Monday, June 2, 2014

The LA Times Worries For Week Two Box Office

Steven Zeitchik has an impressively overwrought piece on the very large falls in the second week box offices of Godzilla 33, Spider-Man 5, and X-Men 7. Mr. Zeitchik worries that the big falls in week 2 for these movies might represent a problematic trend in movie-going and may even represent a problem with American culture (really). He says:
But the fact that it’s happening so consistently suggests there’s a larger cultural force at work, a get-them-in-at-any-cost mentality that is coming home to roost not long after. It is a mind-set that acknowledges, and plays off, an attention-deficit-disorder culture.
The very simple response: it is three movies!

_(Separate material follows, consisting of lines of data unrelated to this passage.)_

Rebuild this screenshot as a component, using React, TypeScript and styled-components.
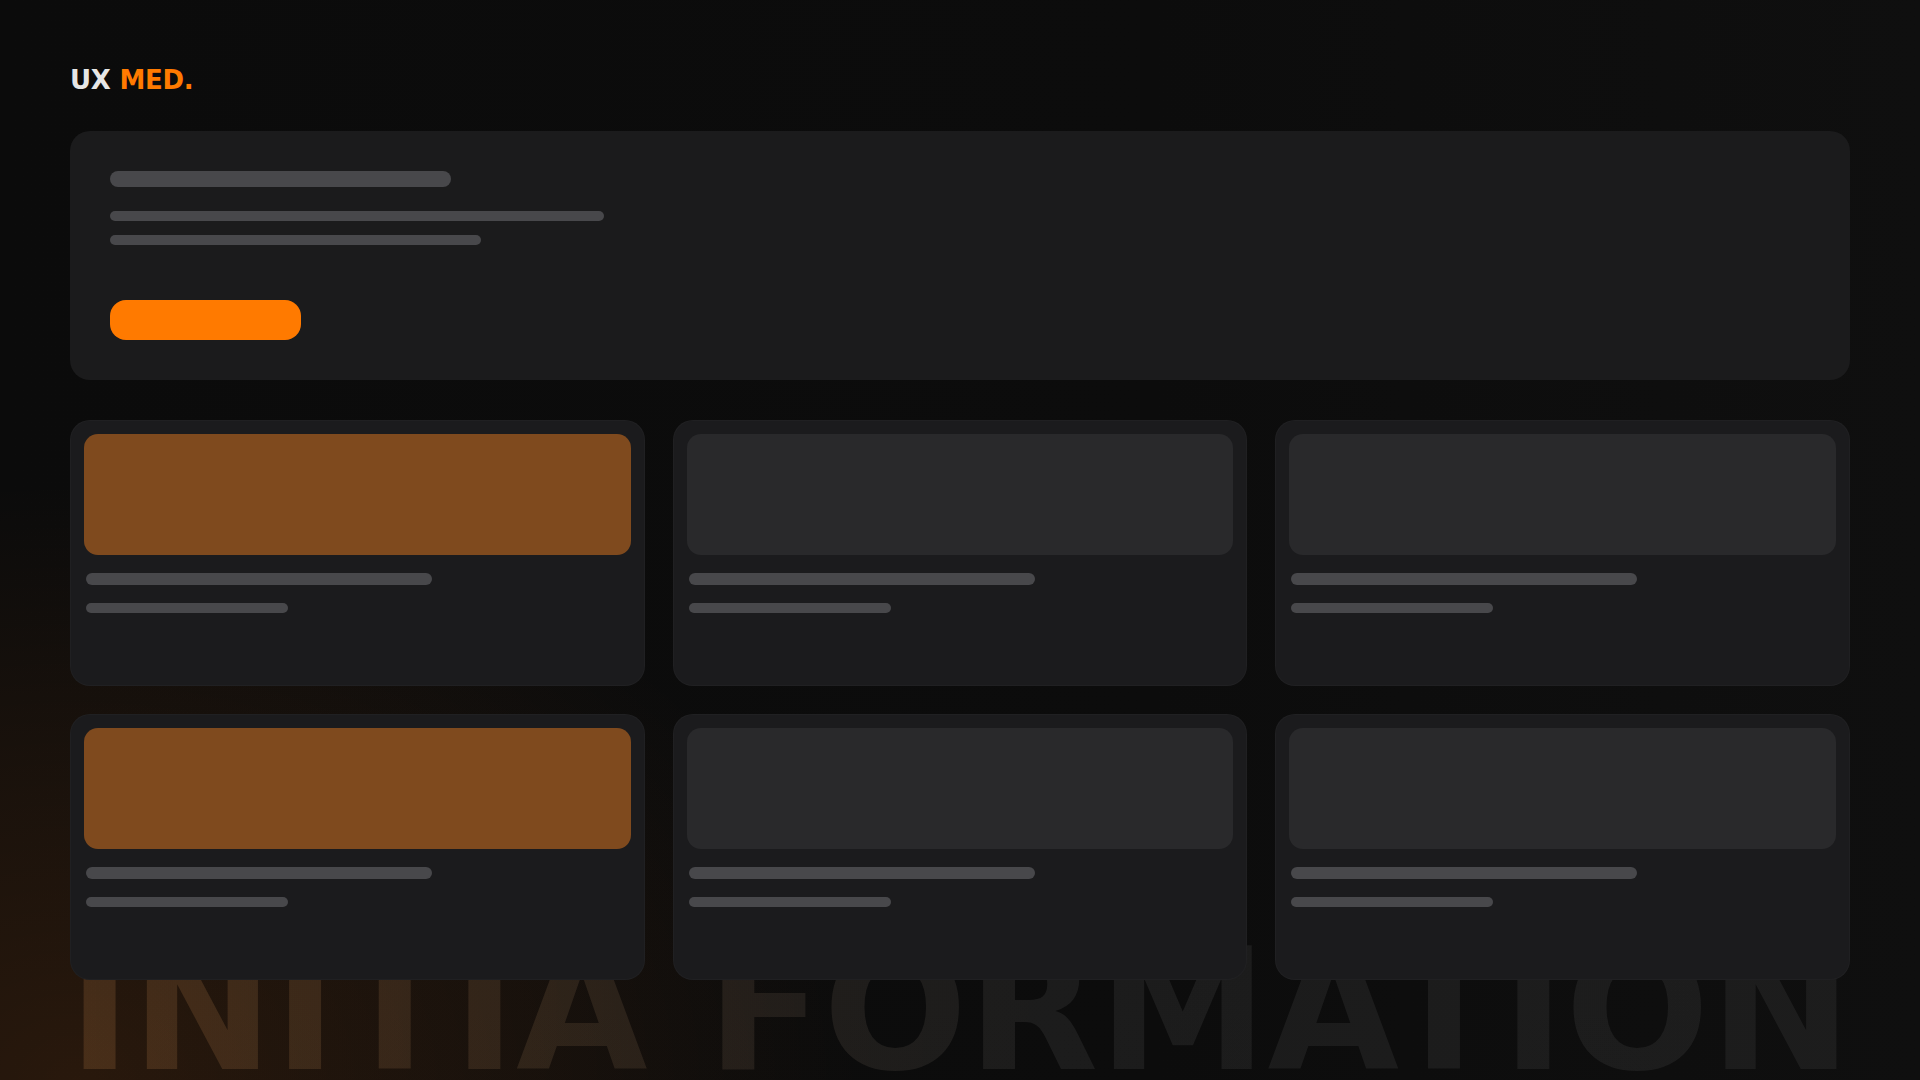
import React from "react";
import styled, { createGlobalStyle } from "styled-components";

const GlobalStyle = createGlobalStyle`
  html, body {
    margin: 0;
    padding: 0;
    background: #0b0b0b;
  }
  * { box-sizing: border-box; }
`;

const Page = styled.div`
  position: relative;
  min-height: 100vh;
  overflow: hidden;
  padding: 65px 70px 0;
  font-family: "DejaVu Sans", "Liberation Sans", sans-serif;
  background:
    radial-gradient(ellipse 1050px 800px at 4% 100%, rgba(255, 120, 20, 0.12), rgba(255, 120, 20, 0.05) 45%, transparent 75%),
    linear-gradient(90deg, #0b0b0b 0%, #0c0c0c 60%, #0f0f0f 100%);
`;

const Watermark = styled.div`
  position: absolute;
  left: 0;
  right: 0;
  bottom: -15px;
  z-index: 0;
  text-align: center;
  white-space: nowrap;
  font-family: "DejaVu Sans", sans-serif;
  font-weight: 700;
  font-size: 170px;
  line-height: 1;
  background: linear-gradient(90deg, rgba(255, 170, 90, 0.16) 0%, rgba(255, 200, 150, 0.1) 30%, rgba(255, 255, 255, 0.065) 55%, rgba(255, 255, 255, 0.06) 100%);
  -webkit-background-clip: text;
  background-clip: text;
  color: transparent;
  user-select: none;
  pointer-events: none;
`;

const Content = styled.div`
  position: relative;
  z-index: 1;
`;

const Logo = styled.div`
  font-family: "DejaVu Sans", sans-serif;
  font-weight: 700;
  font-size: 26px;
  line-height: 30px;
  letter-spacing: -0.01em;
  color: #e6e6e6;
`;

const Accent = styled.span`
  color: #ff7a00;
`;

const Hero = styled.section`
  margin-top: 36px;
  height: 249px;
  padding: 40px;
  border-radius: 20px;
  background: #1b1b1c;
  display: flex;
  flex-direction: column;
`;

const Bar = styled.div<{ $w: number; $h: number; $mt?: number }>`
  width: ${(p) => p.$w}px;
  height: ${(p) => p.$h}px;
  margin-top: ${(p) => p.$mt ?? 0}px;
  border-radius: 999px;
  background: #48484b;
  flex-shrink: 0;
`;

const CTA = styled.button`
  margin-top: 55px;
  width: 191px;
  height: 41px;
  border: none;
  border-radius: 16px;
  background: #ff7a00;
  padding: 0;
  cursor: pointer;
`;

const Grid = styled.div`
  margin-top: 40px;
  display: grid;
  grid-template-columns: repeat(3, 1fr);
  gap: 28px;
`;

const Card = styled.article`
  height: 266px;
  padding: 13px;
  border-radius: 20px;
  background: #1b1b1d;
  border: 1px solid rgba(255, 255, 255, 0.025);
  display: flex;
  flex-direction: column;
`;

const Thumb = styled.div<{ $accent?: boolean }>`
  height: 121px;
  border-radius: 14px;
  background: ${(p) => (p.$accent ? "#7f4a1e" : "#29292b")};
`;

const CardText = styled.div`
  padding: 0 2px;
  display: flex;
  flex-direction: column;
`;

const cards = [true, false, false, true, false, false];

export default function App() {
  return (
    <>
      <GlobalStyle />
      <Page>
        <Watermark>INITIA FORMATION</Watermark>
        <Content>
          <Logo>
            UX <Accent>MED.</Accent>
          </Logo>
          <Hero>
            <Bar $w={341} $h={16} />
            <Bar $w={494} $h={10} $mt={24} />
            <Bar $w={371} $h={10} $mt={14} />
            <CTA aria-label="action" />
          </Hero>
          <Grid>
            {cards.map((accent, i) => (
              <Card key={i}>
                <Thumb $accent={accent} />
                <CardText>
                  <Bar $w={346} $h={12} $mt={18} />
                  <Bar $w={202} $h={10} $mt={18} />
                </CardText>
              </Card>
            ))}
          </Grid>
        </Content>
      </Page>
    </>
  );
}
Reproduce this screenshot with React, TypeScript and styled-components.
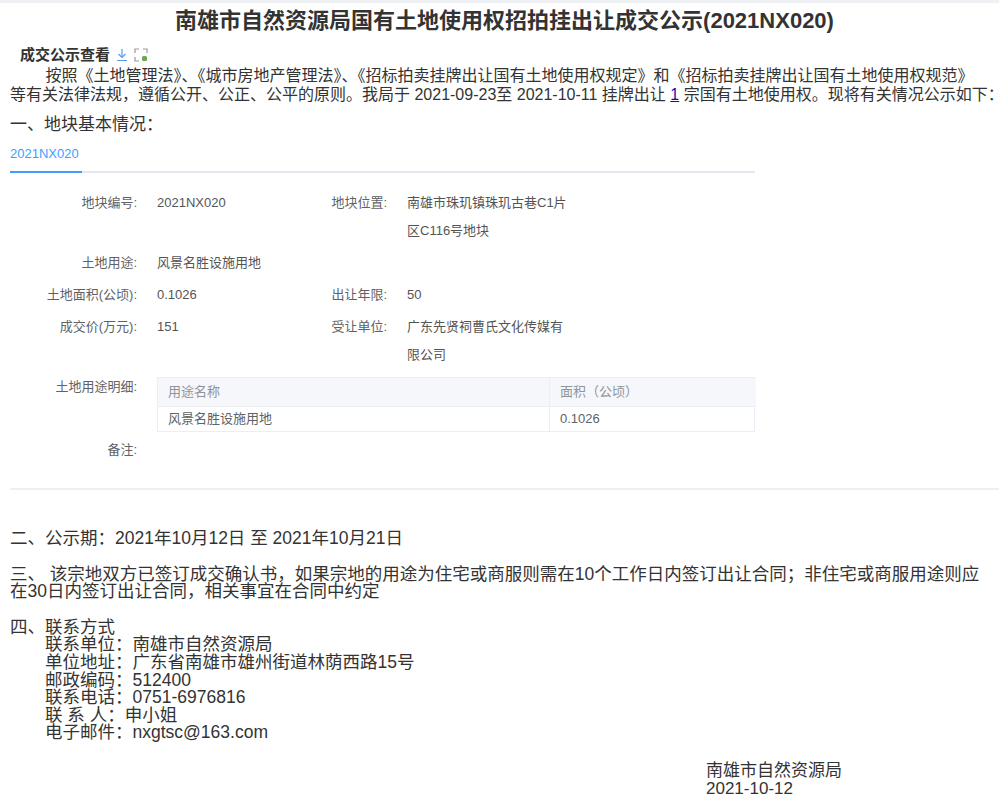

That isn't "happening so consistently" - it is happening three times. Trying to divine some broader trend from three movies, and, worse, trying to spin it into some cultural critique is ridiculous.

Worse still, Mr. Zeitchik undermines his very own argument by pointing out that this hasn't happened to big tentpole films as far away as...last year. But he need not have gone back even that far.

Per Box Office Mojo, in April of this year Captain America fell in its second week less than the 60% threshold that seems to frighten Mr. Zeitchik. As did Divergent (March), Neighbors (May), the 300 sequel (March), Mr. Peabody & Sherman (March), Rio 2 (April), and Ride Along (January). Of the 12 films released in 2014 that have passed $100 million as of today, four of them had second week drop-offs in excess of 60% (Noah, along with the three mentioned in the article). Even the shitty Robocop and Jack Ryan reboots dropped less than 60% in their second weeks.

In short, there just isn't sufficient evidence to support Mr. Zeitchik's thesis. Three movies in the span of a month does not make a trend, at least not where all the other evidence during this year has been contrary to that thesis. And even if we were inclined to identify a trend, it would be better to look at similarities between the outliers, rather than trying to turn the outliers into the mainline trend.

All three of the examples cited in the article are venerable franchise films (one a clean reboot, the other two direct sequels). It stands to reason that fans of each popular franchise will rush to the theater in week 1 to catch up on their favorites, while the fact that they are sequels (or a reboot of a franchise with very mixed quality) means that there isn't a lot of room to build new audiences.

As I suggested in my short review of the X-Men film, it was basically made as a "for fans only" film - people with no understanding of the X-Men backstory would be completely lost, while those that haven't caught every film will just be somewhat lost. It just isn't a film designed to build a larger audience.

If there's a problem afoot with these summer franchise films, it isn't that there is an "attention-deficit-disorder culture," it is that Hollywood is spending bigger and bigger budgets to try and recapture the same audience again and again without investing in material likely to build new audiences. If we're going to find something for Hollywood to be concerned about based on these three movies, that seems like the thing at which we should point.